Given request: Retype the data exactly, from its first line to the line containing "customElement, property, state", including both, and skip any picture.
··· Data excerpt
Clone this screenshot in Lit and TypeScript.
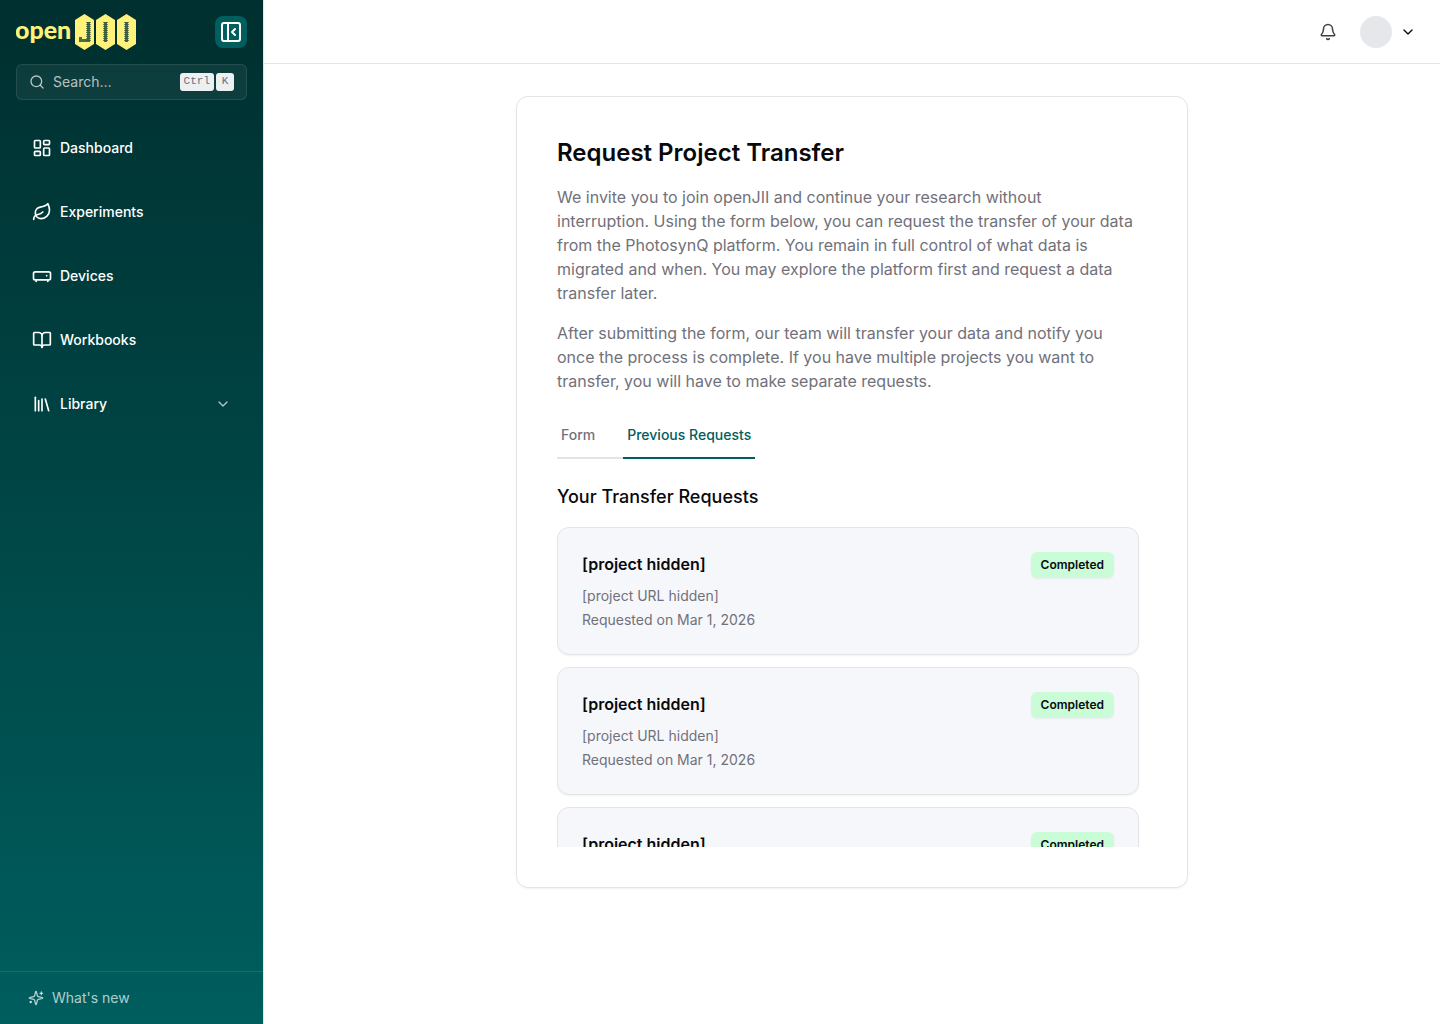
import { LitElement, html, css, svg } from "lit";
import { customElement, property, state } from "lit/decorators.js";

const icons: Record<string, unknown> = {
  dashboard: svg`<rect width="7" height="9" x="3" y="3" rx="1"/><rect width="7" height="5" x="14" y="3" rx="1"/><rect width="7" height="9" x="14" y="12" rx="1"/><rect width="7" height="5" x="3" y="16" rx="1"/>`,
  leaf: svg`<path d="M11 20A7 7 0 0 1 9.8 6.1C15.5 5 17 4.48 19 2c1 2 2 4.18 2 8 0 5.5-4.78 10-10 10Z"/><path d="M2 21c0-3 1.85-5.36 5.08-6C9.5 14.52 12 13 13 12"/>`,
  device: svg`<rect width="20.4" height="9.6" x="1.8" y="7" rx="2"/><path d="M5 17v1.6M19 17v1.6M17.6 11.6h.01"/>`,
  book: svg`<path d="M12 7v14"/><path d="M3 18a1 1 0 0 1-1-1V4a1 1 0 0 1 1-1h5a4 4 0 0 1 4 4 4 4 0 0 1 4-4h5a1 1 0 0 1 1 1v13a1 1 0 0 1-1 1h-6a3 3 0 0 0-3 3 3 3 0 0 0-3-3z"/>`,
  library: svg`<path d="m16 6 4 14"/><path d="M12 6v14"/><path d="M8 8v12"/><path d="M4 4v16"/>`,
  chevron: svg`<path d="m6 9 6 6 6-6"/>`,
  search: svg`<circle cx="11" cy="11" r="8"/><path d="m21 21-4.3-4.3"/>`,
  panel: svg`<rect width="18" height="18" x="3" y="3" rx="2"/><path d="M9 3v18"/><path d="m16 15-3-3 3-3"/>`,
  bell: svg`<path d="M10.268 21a2 2 0 0 0 3.464 0"/><path d="M3.262 15.326A1 1 0 0 0 4 17h16a1 1 0 0 0 .74-1.673C19.41 13.956 18 12.499 18 8A6 6 0 0 0 6 8c0 4.499-1.411 5.956-2.738 7.326"/>`,
  sparkles: svg`<path d="M9.937 15.5A2 2 0 0 0 8.5 14.063l-6.135-1.582a.5.5 0 0 1 0-.962L8.5 9.936A2 2 0 0 0 9.937 8.5l1.582-6.135a.5.5 0 0 1 .963 0L14.063 8.5A2 2 0 0 0 15.5 9.937l6.135 1.581a.5.5 0 0 1 0 .964L15.5 14.063a2 2 0 0 0-1.437 1.437l-1.582 6.135a.5.5 0 0 1-.963 0z"/><path d="M20 3v4"/><path d="M22 5h-4"/><path d="M4 17v2"/><path d="M5 18H3"/>`,
};

@customElement("ui-icon")
class UiIcon extends LitElement {
  static styles = css`
    :host { display: inline-flex; flex: none; width: 20px; height: 20px; }
    .glyph {
      width: 100%; height: 100%; fill: none; stroke: currentColor;
      stroke-width: 2; stroke-linecap: round; stroke-linejoin: round;
    }
  `;
  @property() name = "";
  render() {
    return html`<svg class="glyph" viewBox="0 0 24 24" aria-hidden="true">${icons[this.name]}</svg>`;
  }
}

@customElement("brand-logo")
class BrandLogo extends LitElement {
  static styles = css`
    :host { display: block; }
    .mark { display: block; width: 120px; height: 36px; }
    .word { font: 900 25px "Lato", sans-serif; fill: #fff27a; }
    .cell { fill: #fff27a; }
    .core { fill: none; stroke: #4b6a45; stroke-width: 3; }
    .teeth { fill: none; stroke: #2b4f3c; stroke-width: 5; stroke-dasharray: 1 1; opacity: 0.65; }
  `;
  render() {
    return html`<svg class="mark" viewBox="0 0 120 36" role="img" aria-label="openJII">
      <text class="word" x="-1" y="25">open</text>
      ${[59, 80, 101].map((x) => svg`<path class="cell" d="M${x + 9.5} 0L${x + 19} 6V30L${x + 9.5} 36L${x} 30V6Z"/>`)}
      <path class="core" d="M72.5 8V26.5H64.5V23"/>
      <path class="teeth" d="M72.5 8V28"/>
      <path class="core" d="M89.5 8V28M110.5 8V28"/>
      <path class="teeth" d="M89.5 8V28M110.5 8V28"/>
    </svg>`;
  }
}

@customElement("side-bar")
class SideBar extends LitElement {
  static styles = css`
    :host {
      display: flex; flex-direction: column; box-sizing: border-box;
      border-right: 1px solid #e2e4e6; color: #fff;
      background: linear-gradient(180deg, #002f2f, #005e5e);
    }
    .top { display: flex; flex-direction: column; padding: 0 16px; }
    .brand { display: flex; align-items: center; justify-content: space-between; height: 64px; }
    .toggle {
      display: flex; align-items: center; justify-content: center; width: 32px; height: 32px;
      padding: 0; border: 0; border-radius: 8px; background: #005e5e; color: #fff; cursor: pointer;
    }
    .toggle ui-icon { width: 24px; height: 24px; }
    .search {
      display: flex; align-items: center; gap: 8px; height: 36px; padding: 0 12px; box-sizing: border-box;
      border: 1px solid rgb(255 255 255 / 0.1); border-radius: 6px; background: rgb(255 255 255 / 0.05);
      color: rgb(255 255 255 / 0.7); font: inherit; font-size: 14px; line-height: 20px; cursor: pointer;
    }
    .search ui-icon { width: 16px; height: 16px; }
    .keys { display: flex; gap: 2px; margin-left: auto; }
    .key {
      height: 18px; min-width: 18px; box-sizing: border-box; padding: 0 4px; border-radius: 3px;
      background: #edf0f2; color: #6c6f77; text-align: center;
      font: 11px/17px "Liberation Mono", monospace;
    }
    .nav { display: flex; flex-direction: column; gap: 16px; padding: 24px 16px; }
    .link {
      display: flex; align-items: center; gap: 8px; height: 48px; padding: 0 16px;
      color: inherit; text-decoration: none; font-size: 14px; line-height: 20px; font-weight: 500;
    }
    .link .more { width: 16px; height: 16px; margin-left: auto; opacity: 0.7; }
    .foot { margin-top: auto; padding: 8px 16px; border-top: 1px solid rgb(255 255 255 / 0.1); }
    .news {
      display: flex; align-items: center; gap: 8px; height: 36px; padding: 0 12px;
      color: rgb(255 255 255 / 0.7); text-decoration: none; font-size: 14px; line-height: 20px;
    }
    .news ui-icon { width: 16px; height: 16px; }
  `;
  private links = [
    { label: "Dashboard", icon: "dashboard" },
    { label: "Experiments", icon: "leaf" },
    { label: "Devices", icon: "device" },
    { label: "Workbooks", icon: "book" },
    { label: "Library", icon: "library", more: true },
  ];
  render() {
    return html`
      <div class="top">
        <div class="brand">
          <brand-logo></brand-logo>
          <button class="toggle" aria-label="Collapse sidebar"><ui-icon name="panel"></ui-icon></button>
        </div>
        <button class="search">
          <ui-icon name="search"></ui-icon>Search…
          <span class="keys"><kbd class="key">Ctrl</kbd><kbd class="key">K</kbd></span>
        </button>
      </div>
      <nav class="nav">
        ${this.links.map((l) => html`<a class="link" href="#">
          <ui-icon name=${l.icon}></ui-icon>${l.label}
          ${l.more ? html`<ui-icon class="more" name="chevron"></ui-icon>` : ""}
        </a>`)}
      </nav>
      <div class="foot"><a class="news" href="#"><ui-icon name="sparkles"></ui-icon>What's new</a></div>
    `;
  }
}

@customElement("request-card")
class RequestCard extends LitElement {
  static styles = css`
    :host {
      display: flex; flex-direction: column; gap: 4px; padding: 24px; flex: none;
      border: 1px solid #e4e4e7; border-radius: 12px; background: #f6f7fa;
      box-shadow: 0 1px 2px rgb(0 0 0 / 0.05);
    }
    .head { display: flex; justify-content: space-between; align-items: flex-start; margin-bottom: 4px; }
    .name { margin: 0; font-size: 16px; line-height: 24px; font-weight: 600; color: #09090b; }
    .badge {
      padding: 5px 10px; border-radius: 6px; background: #cbfcd8; color: #09090b;
      font-size: 12px; line-height: 16px; font-weight: 600; box-shadow: 0 1px 2px rgb(0 0 0 / 0.05);
    }
    .line { margin: 0; font-size: 14px; line-height: 20px; color: #71717a; }
  `;
  @property() name = "";
  @property() url = "";
  @property() date = "";
  @property() status = "";
  render() {
    return html`
      <div class="head"><h4 class="name">${this.name}</h4><span class="badge">${this.status}</span></div>
      <p class="line">${this.url}</p>
      <p class="line">Requested on ${this.date}</p>
    `;
  }
}

@customElement("app-root")
class AppRoot extends LitElement {
  static styles = css`
    :host {
      display: grid; grid-template-columns: 264px minmax(0, 1fr); min-height: 100vh;
      background: #fff; color: #09090b; font-family: "Inter", "Liberation Sans", sans-serif;
    }
    .page { display: flex; flex-direction: column; }
    .bar {
      display: flex; align-items: center; justify-content: flex-end; gap: 16px;
      height: 64px; box-sizing: border-box; padding: 0 24px; border-bottom: 1px solid #e4e4e7;
    }
    .icon-btn, .account {
      display: flex; align-items: center; justify-content: center; padding: 0; border: 0;
      background: none; color: #3f3f46; cursor: pointer;
    }
    .icon-btn { width: 32px; height: 32px; }
    .icon-btn ui-icon { width: 18px; height: 18px; }
    .account { gap: 8px; color: #09090b; }
    .account ui-icon { width: 16px; height: 16px; }
    .avatar { width: 32px; height: 32px; border-radius: 50%; background: #e5e7eb; }
    .main { padding: 32px; }
    .panel {
      max-width: 672px; margin: 0 auto; box-sizing: border-box; padding: 40px;
      border: 1px solid #e4e4e7; border-radius: 12px; box-shadow: 0 1px 2px rgb(0 0 0 / 0.05);
    }
    .title { margin: 0 0 16px; font-size: 24px; line-height: 32px; font-weight: 600; }
    .text { margin: 0 0 16px; padding-right: 12px; font-size: 16px; line-height: 24px; color: #71717a; }
    .tabs { display: inline-flex; margin-top: 2px; gap: 24px; box-shadow: inset 0 -2px #e4e4e7; }
    .tab {
      height: 48px; padding: 2px 4px 0; border: 0; border-bottom: 2px solid transparent; background: none;
      color: #71717a; font: 500 14px/20px "Inter", "Liberation Sans", sans-serif; cursor: pointer;
    }
    .tab[aria-selected="true"] { color: #005e5e; border-color: #005e5e; }
    .subtitle { margin: 24px 0 16px; font-size: 18px; line-height: 28px; font-weight: 500; }
    .list {
      display: flex; flex-direction: column; gap: 12px; max-height: 320px; padding-right: 8px;
      overflow-y: auto; scrollbar-width: none;
    }
  `;
  @state() private tab = "Previous Requests";
  private requests = Array.from({ length: 3 }, () => ({
    name: "[project hidden]", url: "[project URL hidden]", date: "Mar 1, 2026", status: "Completed",
  }));
  render() {
    return html`
      <side-bar></side-bar>
      <div class="page">
        <header class="bar">
          <button class="icon-btn" aria-label="Notifications"><ui-icon name="bell"></ui-icon></button>
          <button class="account" aria-label="Account"><span class="avatar"></span><ui-icon name="chevron"></ui-icon></button>
        </header>
        <main class="main">
          <section class="panel">
            <h1 class="title">Request Project Transfer</h1>
            <p class="text">We invite you to join openJII and continue your research without interruption. Using the form below, you can request the transfer of your data from the PhotosynQ platform. You remain in full control of what data is migrated and when. You may explore the platform first and request a data transfer later.</p>
            <p class="text">After submitting the form, our team will transfer your data and notify you once the process is complete. If you have multiple projects you want to transfer, you will have to make separate requests.</p>
            <div class="tabs" role="tablist">
              ${["Form", "Previous Requests"].map((t) => html`<button class="tab" role="tab"
                aria-selected=${this.tab === t ? "true" : "false"} @click=${() => (this.tab = t)}>${t}</button>`)}
            </div>
            <h2 class="subtitle">Your Transfer Requests</h2>
            <div class="list">
              ${this.requests.map((r) => html`<request-card name=${r.name} url=${r.url} date=${r.date} status=${r.status}></request-card>`)}
            </div>
          </section>
        </main>
      </div>
    `;
  }
}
······
Output:
Clone this screenshot in Lit and TypeScript.
import { LitElement, html, css, svg } from "lit";
import { customElement, property, state } from "lit/decorators.js";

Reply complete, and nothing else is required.